Why Parents Drink

A boss wondered why one of his most valued employees had  phoned in sick one day.

Having an urgent problem with one of the main computers, he dialed the Employee’s’ home phone number and was greeted with a Child’s’ whisper.

‘Hello?’

‘Is your daddy home?’ he asked.

‘Yes,’ whispered the small voice.

May I talk with him?’
The child whispered, ‘No,’

Surprised and wanting to talk with an adult, the boss asked, ‘Is your Mommy there?’

‘Yes,’

‘May I talk with her?’

Again the small voice whispered, ‘No,’

Hoping there was somebody with whom he could leave a message, the boss asked,’Is anybody else there?’

‘Yes,’ whispered the child, ‘a policeman’.

Wondering what a cop would be doing at his employee’s home, the boss asked, ‘May I speak with the policeman?’

‘No, he’s busy’ whispered the child.

‘Busy doing what?’

‘Talking to Daddy and Mommy and the Fireman,’ came the whispered answer.

Growing more worried as he heard a loud noise in the background through the earpiece on the phone, the boss asked,

‘What is that noise?’

‘A helicopter’ answered the whispering voice.

‘What is going on there?’ demanded the boss, now truly apprehensive.

Again, whispering, the child answered,

‘The search team just landed a helicopter,’

Alarmed, concerned and a little frustrated the boss asked,

‘What are they searching for?’

Still whispering, the young voice replied with a muffled giggle…

‘ME!!’ 
 
 

6 reasons not to mess with children

(1)
A  little girl was talking to her teacher about whales. The teacher said it was physically impossible for a whale to swallow a human because  even though it was a very large mammal, its throat was very small.

The little girl stated that Jonah was swallowed by a whale. Irritated, the teacher reiterated that a whale could not swallow a human; it was physically  impossible. The  little girl said, ‘When I get to heaven, I will ask Jonah.’ The teacher asked, ‘What if Jonah went to  hell?’

The little  girl replied, ‘Then you ask him.’

(2)
A  Kindergarten teacher was observing her classroom of children while they were drawing. She would occasionally walk around to see each child’s work. As she got  to one little girl who was working diligently, she asked what the drawing was.
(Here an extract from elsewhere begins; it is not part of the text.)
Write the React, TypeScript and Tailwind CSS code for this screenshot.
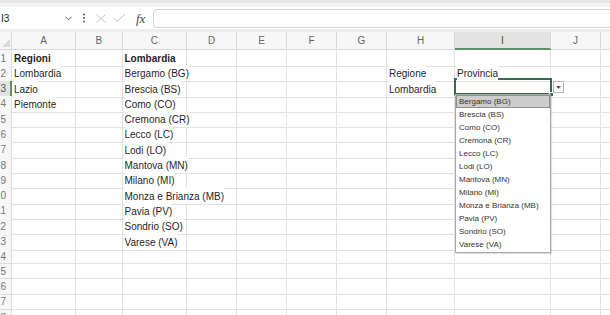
import React from "react";

const GRID =
  "grid grid-cols-[12px_64px_46.5px_64.5px_50px_50px_50px_50px_68px_96px_50px_50px]";

const letters = ["A", "B", "C", "D", "E", "F", "G", "H", "I", "J", "K"];

type Row = { [k: string]: { t: string; b?: boolean } };

const rows: Row[] = [
  { A: { t: "Regioni", b: true }, C: { t: "Lombardia", b: true } },
  { A: { t: "Lombardia" }, C: { t: "Bergamo (BG)" }, H: { t: "Regione" }, I: { t: "Provincia" } },
  { A: { t: "Lazio" }, C: { t: "Brescia (BS)" }, H: { t: "Lombardia" } },
  { A: { t: "Piemonte" }, C: { t: "Como (CO)" } },
  { C: { t: "Cremona (CR)" } },
  { C: { t: "Lecco (LC)" } },
  { C: { t: "Lodi (LO)" } },
  { C: { t: "Mantova (MN)" } },
  { C: { t: "Milano (MI)" } },
  { C: { t: "Monza e Brianza (MB)" } },
  { C: { t: "Pavia (PV)" } },
  { C: { t: "Sondrio (SO)" } },
  { C: { t: "Varese (VA)" } },
  {},
  {},
  {},
  {},
  {},
];

const provinces = [
  "Bergamo (BG)",
  "Brescia (BS)",
  "Como (CO)",
  "Cremona (CR)",
  "Lecco (LC)",
  "Lodi (LO)",
  "Mantova (MN)",
  "Milano (MI)",
  "Monza e Brianza (MB)",
  "Pavia (PV)",
  "Sondrio (SO)",
  "Varese (VA)",
];

function FormulaBar() {
  return (
    <div className="flex h-[22px] items-center bg-white">
      <div className="flex h-full w-[78px] items-center justify-between pl-[1px] pr-[6px]">
        <span className="text-[10px] text-[#222]">I3</span>
        <svg width="7" height="5" viewBox="0 0 7 5" className="mt-[1px]">
          <path d="M0.5 0.8 L3.5 3.8 L6.5 0.8" fill="none" stroke="#555" strokeWidth="1" />
        </svg>
      </div>
      <svg width="4" height="10" viewBox="0 0 4 10" className="ml-[4px]">
        <circle cx="2" cy="1.5" r="0.9" fill="#555" />
        <circle cx="2" cy="5" r="0.9" fill="#555" />
        <circle cx="2" cy="8.5" r="0.9" fill="#555" />
      </svg>
      <svg width="10" height="9" viewBox="0 0 10 9" className="ml-[10px]">
        <path d="M0.5 0.5 L9.5 8.5 M9.5 0.5 L0.5 8.5" fill="none" stroke="#c4c4c4" strokeWidth="1" />
      </svg>
      <svg width="12" height="8" viewBox="0 0 12 8" className="ml-[7px]">
        <path d="M0.5 4 L4 7.5 L11.5 0.5" fill="none" stroke="#c4c4c4" strokeWidth="1" />
      </svg>
      <span className="ml-[11px] font-['Liberation_Serif',serif] text-[13px] italic leading-none text-[#444]">
        fx
      </span>
      <div className="ml-[8px] h-[19px] flex-1 rounded-l-[4px] border border-r-0 border-[#d6d6d6] bg-white" />
    </div>
  );
}

function HeaderRow() {
  return (
    <div className={`${GRID} h-[18px] bg-[#f7f7f7]`}>
      <div className="relative border-b border-r border-[#d8d8d8]">
        <svg width="8" height="8" viewBox="0 0 8 8" className="absolute bottom-[2px] right-[1px]">
          <path d="M8 0 L8 8 L0 8 Z" fill="#dadada" />
        </svg>
      </div>
      {letters.map((l) => {
        const sel = l === "I";
        return (
          <div
            key={l}
            className={
              sel
                ? "flex items-center justify-center border-b-2 border-r border-b-[#5f8f6d] border-r-[#d8d8d8] bg-[#e3e3e3] text-[10px] text-[#444]"
                : "flex items-center justify-center border-b border-r border-[#d8d8d8] text-[10px] text-[#666]"
            }
          >
            {l}
          </div>
        );
      })}
    </div>
  );
}

function DataRow({ row, n }: { row: Row; n: number }) {
  const sel = n === 3;
  return (
    <div className={`${GRID} h-[15.3px]`}>
      <div
        className={
          sel
            ? "flex items-center justify-end overflow-hidden whitespace-nowrap border-b border-r-2 border-b-[#dcdcdc] border-r-[#5f8f6d] bg-[#e3e3e3] pr-[4px] text-[10px] text-[#555]"
            : "flex items-center justify-end overflow-hidden whitespace-nowrap border-b border-r border-[#dcdcdc] bg-[#f7f7f7] pr-[5px] text-[10px] text-[#777]"
        }
      >
        {n}
      </div>
      {letters.map((l) => {
        const c = row[l];
        return (
          <div
            key={l}
            className="flex items-center whitespace-nowrap border-b border-r border-[#e1e1e1] pl-[2px] text-[10px] text-[#1f1f1f]"
          >
            {c ? (
              <span className={c.b ? "relative z-[1] bg-white pt-[1px] font-bold" : "relative z-[1] bg-white pt-[1px]"}>
                {c.t}
              </span>
            ) : null}
          </div>
        );
      })}
    </div>
  );
}

export default function App() {
  return (
    <div className="relative h-[315px] w-[610px] overflow-hidden bg-white font-['Liberation_Sans',Arial,sans-serif]">
      <div className="h-[3px] bg-[#e6e6e6]" />
      <div className="h-[4px] bg-[#f3f3f3]" />
      <FormulaBar />
      <div className="h-[3px] bg-[#eeeeee]" />
      <HeaderRow />
      {rows.map((r, i) => (
        <DataRow key={i} row={r} n={i + 1} />
      ))}

      {/* active cell I3 */}
      <div className="absolute left-[454px] top-[78px] h-[17px] w-[98px] border-2 border-[#2f6e4b]" />
      <div className="absolute left-[549px] top-[92px] h-[5px] w-[5px] border border-white bg-[#2f6e4b]" />

      {/* dropdown button */}
      <div className="absolute left-[553px] top-[81px] flex h-[12px] w-[11px] items-center justify-center border border-[#b5b5b5] bg-white">
        <svg width="5" height="3" viewBox="0 0 5 3">
          <path d="M0 0 L5 0 L2.5 3 Z" fill="#555" />
        </svg>
      </div>

      {/* dropdown list */}
      <div className="absolute left-[455px] top-[94px] w-[96px] border border-[#a8a8a8] bg-white pb-[1px] shadow-[1px_1px_1px_rgba(0,0,0,0.12)]">
        {provinces.map((p, i) => (
          <div
            key={p}
            className={
              i === 0
                ? "flex h-[13px] items-center border border-[#8f8f8f] bg-[#cdcdcd] pl-[2px] text-[8px] text-[#333]"
                : "flex h-[13px] items-center pl-[3px] text-[8px] text-[#333]"
            }
          >
            {p}
          </div>
        ))}
      </div>
    </div>
  );
}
The girl replied, ‘I’m drawing  God.’

The teacher paused and said, ‘But no one  knows what God looks like.’

Without missing a beat, or looking up from her drawing, the girl replied, ‘They will in a minute.’

(3)
A Sunday school teacher was discussing the Ten Commandments with her five and six year olds.
After explaining the  commandment to ‘honor’ thy Father and thy Mother, she asked, ‘Is there a commandment that teaches us how to treat our brothers and sisters?’

Without missing a beat one little boy, the oldest of a family, answered, ‘Thou shall not  kill.’

(4)
The  children had all been photographed, and the teacher was trying to persuade them each to buy a copy of the group picture.

‘Just think how nice it will be to look at it when you are all grown up and say, ‘There’s  Jennifer, she’s a lawyer,’ or ‘That’s Michael, He’s a doctor’.’

A  small voice at the back of the room rang out, ‘And there’s the teacher, she’s dead.’

(5)
A teacher was giving a lesson on the circulation of the blood. Trying to  make the matter clearer, she said, ‘Now, class, if I stood on my head, the blood, as you know, would run into it, and I would turn red in the  face.’

‘Yes,’ the class  said.

‘Then why is it that while I am standing upright in the ordinary position, the blood doesn’t run into my feet?’

A little  fellow shouted, ‘Cause your feet ain’t empty.’

(6)
The children were lined up in the cafeteria of a Catholic elementary school for lunch. At the head of the table was a large pile of apples. The nun made a note, and posted on the apple tray:

‘Take only ONE. God is watching.’

Moving further along the lunch line, at the other end of the table was a large pile of chocolate chip cookies.

A child had written a note, ‘Take all you want. God is watching the apples.’